CREATE USER docker_db_user;
CREATE DATABASE docker_db_user;
GRANT ALL PRIVILEGES ON DATABASE docker_db_user TO docker_db_user;
As you can see, this file contains SQL code that creates a user, creates a database, and then grants permissions to that user on the database. It’s necessary to do all this each time a container starts because a container doesn’t “remember” all this stuff from run to run. It starts as a blank slate each time.
Building the image
Now let’s build our image.
docker build .
Once this runs, we can run docker images
to see the image we just created.
docker images
You should see something that looks like this:
REPOSITORY TAG IMAGE ID CREATED SIZE
<none> <none> 396bfb8e3373 7 minutes ago 314MB
Running the container
We can use the docker run
command to run a container based on our image.

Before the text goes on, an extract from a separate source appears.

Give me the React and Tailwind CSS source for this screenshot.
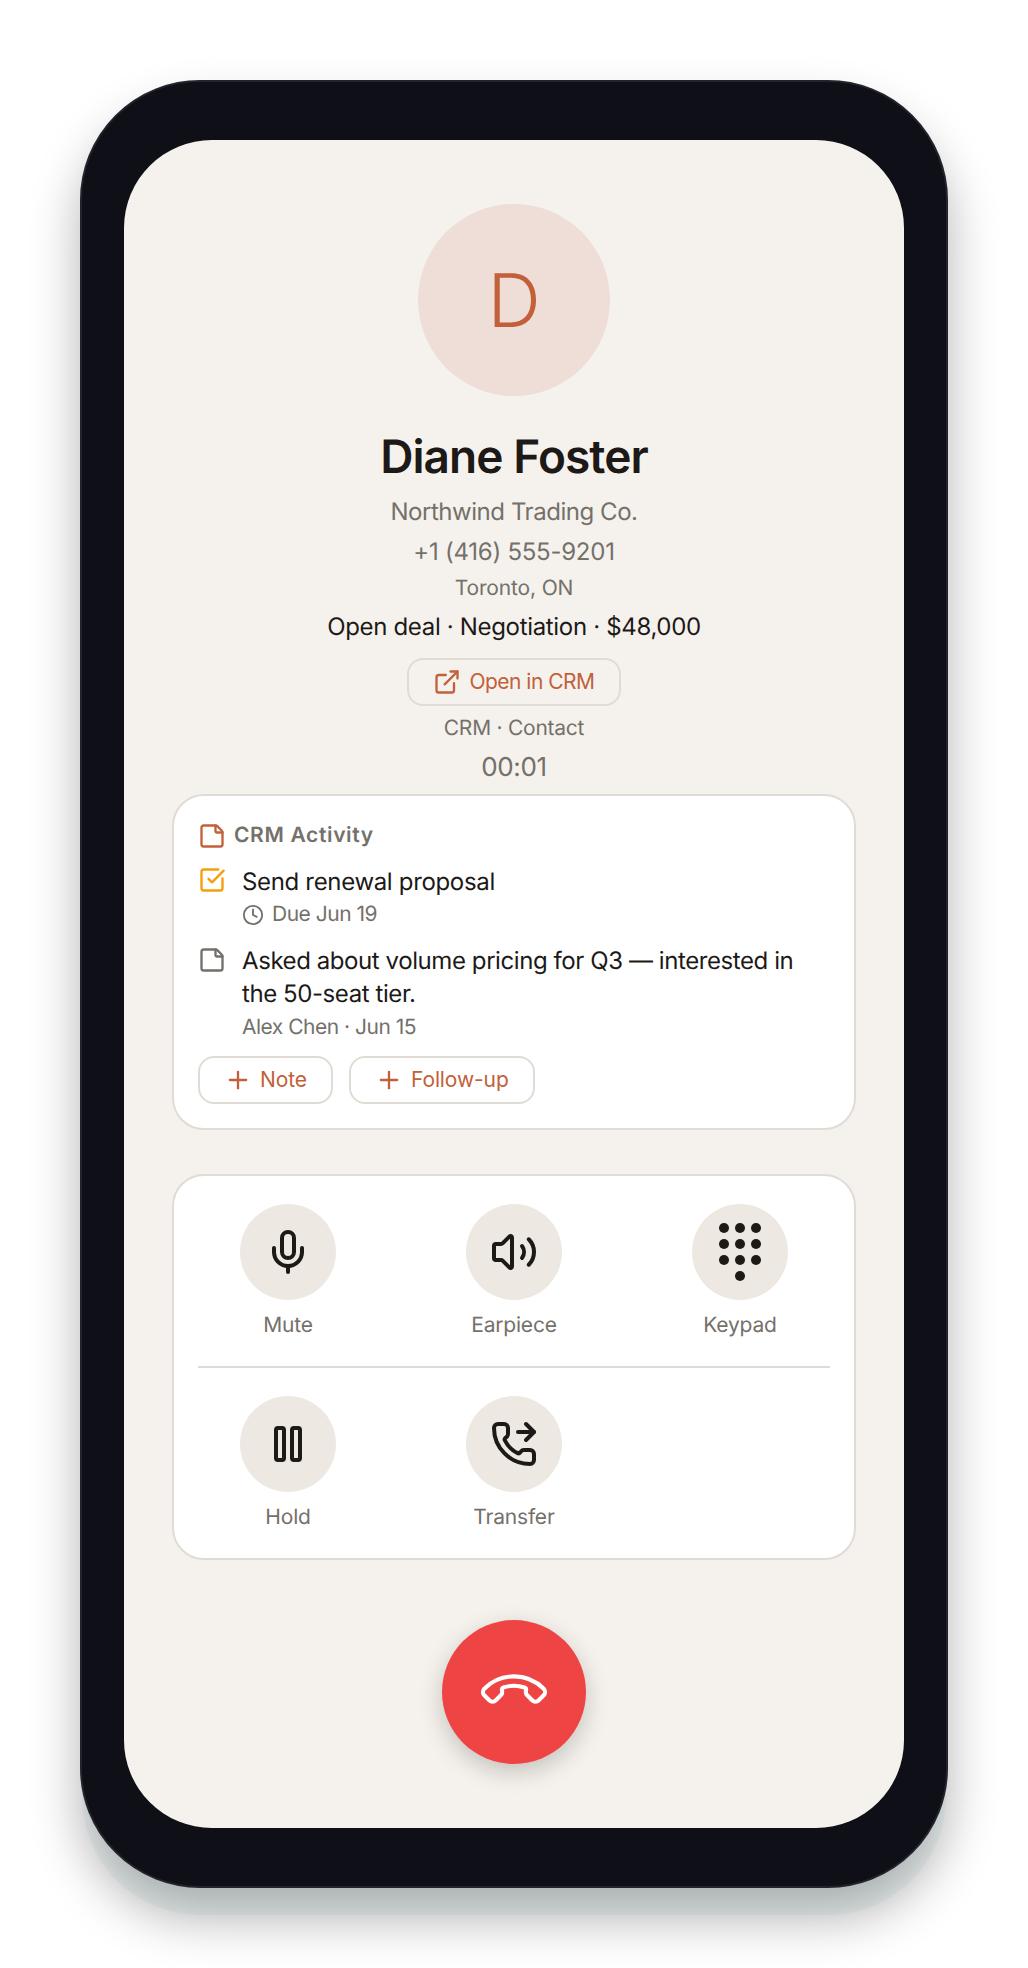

There are a few arguments that need to be passed, which I’ve annotated below.
docker run \
--name dev-postgres \ # the arbitrary name of the container we're starting
-e POSTGRES_PASSWORD=mypassword \ # the arbitrary db superuser password, which must be set to something
396bfb8e3373 # the image ID from our previous docker build step
Connecting to the database
Finally, we can connect to the database to verify that it works.
docker exec --interactive dev-postgres psql -U docker_db_user
If running this command puts you inside the PostgreSQL CLI, you’re good!